Jewish community heads from around the world on Monday participated in a special ceremony in memory of the Jews who were murdered and buried in Babi Yar in Ukraine. The event took place under the sponsorship of top members of the Jewish Agency, which is chaired by Natan Sharansky. The JA's Board of Governors is meeting in Kiev, Ukraine, for the first time.
Sharansky laid a wreath on the memorial at Babi Yar, in memory of the Jews murdered there in 1941 by the Nazis. “Babi Yar and Auschwitz are two examples of a crime unmatched in history,” Sharansky said. “The Nazis turned the Jews into objects of such hatred that it seemed almost natural to murder them. We must remain alert to prevent the new versions of anti-Semitism, in the form of demonization and delegitimization of Israel from taking hold. The double standard we see today makes it almost natural to work for the destruction of Israel,” he said.

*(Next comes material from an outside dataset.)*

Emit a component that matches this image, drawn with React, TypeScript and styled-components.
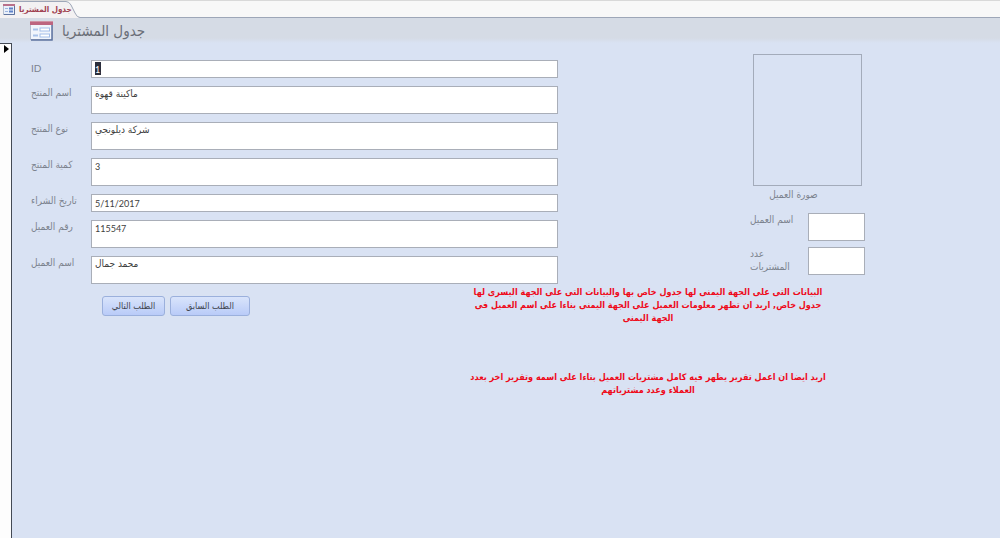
import React from "react";
import styled, { createGlobalStyle } from "styled-components";

const arabic = `"DejaVu Sans Condensed", "DejaVu Sans", sans-serif`;

const Global = createGlobalStyle`
  * { box-sizing: border-box; }
  html, body, #root { height: 100%; }
  body { margin: 0; background: #d9e2f3; font-family: ${arabic}; }
`;

const Window = styled.div`
  display: flex;
  flex-direction: column;
  min-height: 100%;
`;

const TabStrip = styled.nav`
  display: flex;
  height: 18px;
  background: #f8f8f8;
  border-top: 1px solid #d9d9d9;
  border-bottom: 1px solid #9ea7b8;
`;

const Tab = styled.a`
  position: relative;
  display: flex;
  align-items: center;
  gap: 4px;
  width: 80px;
  height: 17px;
  padding-left: 3px;
  color: #a0404f;
  font: bold 8px/14px ${arabic};
  text-decoration: none;
  white-space: nowrap;
`;

const TabShape = styled.svg`
  position: absolute;
  left: 0;
  top: 0;
`;

const TabLabel = styled.span`
  position: relative;
`;

const TabIcon = styled.svg`
  position: relative;
  flex: none;
`;

const Header = styled.header`
  display: flex;
  align-items: center;
  gap: 9px;
  height: 25px;
  padding-left: 30px;
  background: linear-gradient(#d5dbe5 80%, #d9e2f3);
`;

const Title = styled.h1`
  margin: 0;
  color: #6b6f78;
  font: normal 15px/24px ${arabic};
`;

const Body = styled.div`
  display: flex;
  flex: 1;
`;

const RecordSelector = styled.aside`
  width: 12px;
  flex: none;
  padding: 1px 0 0 4px;
  background: #fdfdfd;
  border-top: 1px solid #444a55;
  border-right: 1px solid #444a55;
`;

const Pointer = styled.svg`
  display: block;
`;

const Form = styled.form`
  flex: 1;
  min-width: 0;
`;

const Columns = styled.div`
  display: grid;
  grid-template-columns: 546fr 442fr;
  align-items: start;
`;

const FieldList = styled.div`
  display: flex;
  flex-direction: column;
  gap: 8px;
  padding: 17px 0 0 19px;
`;

const FieldRow = styled.div`
  display: grid;
  grid-template-columns: 60px 1fr;
`;

const Label = styled.label`
  color: #7c828e;
  font-size: 10px;
  line-height: 14px;
`;

const LatinLabel = styled(Label)`
  font-family: Lato, sans-serif;
  line-height: 16px;
`;

const box = `
  display: block;
  width: 100%;
  margin: 0;
  padding: 0 3px;
  border: 1px solid #a9aeb8;
  border-radius: 0;
  outline: none;
  background: #fff;
  color: #404040;
  text-align: left;
`;

const face = (latin?: boolean) =>
  latin ? `9px/16px Lato, sans-serif` : `10px/14px ${arabic}`;

const LineInput = styled.input<{ $selected?: boolean }>`
  ${box}
  height: 18px;
  font: ${face(true)};
  ${(p) =>
    p.$selected &&
    `color: #fff; background: linear-gradient(#2b2e3c, #2b2e3c) 3px 1px / 6px 13px no-repeat #fff;`}
`;

const AreaInput = styled.textarea<{ $latin?: boolean }>`
  ${box}
  height: 28px;
  overflow: hidden;
  resize: none;
  font: ${(p) => face(p.$latin)};
`;

const Customer = styled.section`
  padding: 11px 0 0 192px;
`;

const Photo = styled.figure`
  width: 109px;
  margin: 0 0 0 3px;
`;

const PhotoFrame = styled.div`
  height: 132px;
  border: 1px solid #a3abba;
`;

const Caption = styled.figcaption`
  padding: 1px 28px 0 0;
  color: #7c828e;
  font-size: 10px;
  line-height: 16px;
  text-align: center;
`;

const CustomerFields = styled.div`
  display: grid;
  grid-template-columns: 40px 57px;
  column-gap: 18px;
  row-gap: 6px;
  padding-top: 10px;
`;

const SideLabel = styled(Label)`
  line-height: 13px;
  white-space: nowrap;
`;

const Lower = styled.div`
  display: flex;
  align-items: flex-start;
`;

const Actions = styled.div`
  display: flex;
  flex: none;
  gap: 5px;
  width: 466px;
  padding: 12px 0 0 90px;
`;

const Button = styled.button<{ $wide?: boolean }>`
  width: ${(p) => (p.$wide ? 80 : 63)}px;
  height: 20px;
  padding: 0;
  border: 1px solid #9bb0dc;
  border-radius: 3px;
  background: linear-gradient(#d9e4fb, #b9cbf8);
  color: #40444e;
  font: 9px/16px ${arabic};
`;

const Notes = styled.div`
  width: 340px;
  color: #ee0a1a;
  font: bold 9px/13px ${arabic};
  text-align: center;
  white-space: nowrap;
`;

const Note = styled.p`
  display: flex;
  flex-direction: column;
  align-items: center;
  margin: 2px 0 46px;
`;

type Field = {
  id: string;
  label: string;
  value: string;
  line?: boolean;
  latin?: boolean;
};

const fields: Field[] = [
  { id: "product", label: "اسم المنتج", value: "ماكينة قهوة" },
  { id: "kind", label: "نوع المنتج", value: "شركة ديلونجي" },
  { id: "count", label: "كمية المنتج", value: "3", latin: true },
  { id: "date", label: "تاريخ الشراء", value: "5/11/2017", line: true },
  { id: "customerNo", label: "رقم العميل", value: "115547", latin: true },
  { id: "customer", label: "اسم العميل", value: "محمد جمال" },
];

const notes = [
  [
    "البيانات التى على الجهة اليمنى لها جدول خاص بها والبيانات التى على الجهة اليسرى لها",
    "جدول خاص, اريد ان تظهر معلومات العميل على الجهة اليمنى بناءا على اسم العميل فى",
    "الجهة اليمنى",
  ],
  [
    "اريد ايضا ان اعمل تقرير يظهر فيه كامل مشتريات العميل بناءا على اسمه وتقرير اخر بعدد",
    "العملاء وعدد مشترياتهم",
  ],
];

function FormGlyph() {
  return (
    <svg width="23" height="20" viewBox="0 0 23 20" aria-hidden="true">
      <rect x="0.5" y="0.5" width="22" height="18" fill="#f1f5fc" stroke="#b4bed0" />
      <rect x="0" y="0" width="23" height="4" fill="#bd6580" />
      <rect x="0" y="0" width="23" height="1" fill="#cf93a5" />
      <path d="M22 4v15H1" fill="none" stroke="#5f74a0" strokeWidth="1.5" />
      <path d="M3 8.5h5M3 14.5h5" stroke="#a9c3ea" strokeWidth="2" />
      <rect x="10" y="7" width="9.5" height="3" fill="#fff" stroke="#a3beea" />
      <rect x="10" y="13" width="9.5" height="3" fill="#fff" stroke="#a3beea" />
    </svg>
  );
}

export default function App() {
  return (
    <Window>
      <Global />
      <TabStrip>
        <Tab href="#form">
          <TabShape width="80" height="17" viewBox="0 0 80 17" aria-hidden="true">
            <path d="M0 0.5H66Q69 0.5 71 4L75 12Q77 16.5 80 16.5V17H0Z" fill="#f3f1f2" />
            <path d="M0 0.5H66Q69 0.5 71 4L75 12Q77 16.5 80 16.5" fill="none" stroke="#9ea7b8" />
          </TabShape>
          <TabIcon width="12" height="11" viewBox="0 0 12 11" aria-hidden="true">
            <rect x="0.5" y="0.5" width="11" height="10" fill="#eaf0fa" stroke="#b4bed0" />
            <rect width="12" height="2" fill="#b9708a" />
            <path d="M2 4.5h3M2 7.5h3" stroke="#9db6e0" />
            <path d="M6 4.5h4M6 7.5h4" stroke="#5f82c8" strokeWidth="2" />
            <path d="M11.5 2v8.5H1" fill="none" stroke="#5f74a0" />
          </TabIcon>
          <TabLabel dir="rtl">جدول المشتريا</TabLabel>
        </Tab>
      </TabStrip>
      <Header>
        <FormGlyph />
        <Title dir="rtl">جدول المشتريا</Title>
      </Header>
      <Body>
        <RecordSelector>
          <Pointer width="5" height="8" viewBox="0 0 5 8" aria-hidden="true">
            <path d="M0 0L5 4L0 8Z" fill="#000" />
          </Pointer>
        </RecordSelector>
        <Form id="form" onSubmit={(e) => e.preventDefault()}>
          <Columns>
            <FieldList>
              <FieldRow>
                <LatinLabel htmlFor="id">ID</LatinLabel>
                <LineInput id="id" defaultValue="1" $selected />
              </FieldRow>
              {fields.map((f) => (
                <FieldRow key={f.id}>
                  <Label htmlFor={f.id}>{f.label}</Label>
                  {f.line ? (
                    <LineInput id={f.id} defaultValue={f.value} />
                  ) : (
                    <AreaInput id={f.id} defaultValue={f.value} $latin={f.latin} />
                  )}
                </FieldRow>
              ))}
            </FieldList>
            <Customer>
              <Photo>
                <PhotoFrame />
                <Caption>صورة العميل</Caption>
              </Photo>
              <CustomerFields>
                <SideLabel htmlFor="sideName">اسم العميل</SideLabel>
                <AreaInput id="sideName" />
                <SideLabel htmlFor="sideCount">
                  عدد
                  <br />
                  المشتريات
                </SideLabel>
                <AreaInput id="sideCount" />
              </CustomerFields>
            </Customer>
          </Columns>
          <Lower>
            <Actions>
              <Button type="button">الطلب التالي</Button>
              <Button type="button" $wide>
                الطلب السابق
              </Button>
            </Actions>
            <Notes dir="rtl">
              {notes.map((lines) => (
                <Note key={lines[0]}>
                  {lines.map((line) => (
                    <span key={line}>{line}</span>
                  ))}
                </Note>
              ))}
            </Notes>
          </Lower>
        </Form>
      </Body>
    </Window>
  );
}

On Sunday, the World Forum of Russian-Speaking Jews (WFRJ) unveiled a new model of a memorial to be built at Babi Yar. Alexander Levin, a leader of the Kiev Jewish Community, said that the site will enhance the connection of Jews around the world with the site. Also to be built will be a community center and a study hall. “Where the Jews were murdered, they will study Torah,” Levin said.
Some 50,000 Jews were murdered at Babi Yar in a massacre that began on September 29, 1941. Within two days, the Nazis had murdered 34,000 Jews. The massacre is considered the largest single mass murder event of the Holocaust. Over the next year, another 15,000 Jews were taken to the site and murdered. All of them were buried in the large pit that Jewish victims had been forced to dig before being murdered. Altogether, some 100,000 people are thought to be buried there.
The current Jewish memorial (one of about a dozen altogether) at the site was built in 1991, but has not been kept up. The new memorial, Jewish Agency officials said, would bring back to the forefront of consciousness one of the worst chapters of the Holocaust years.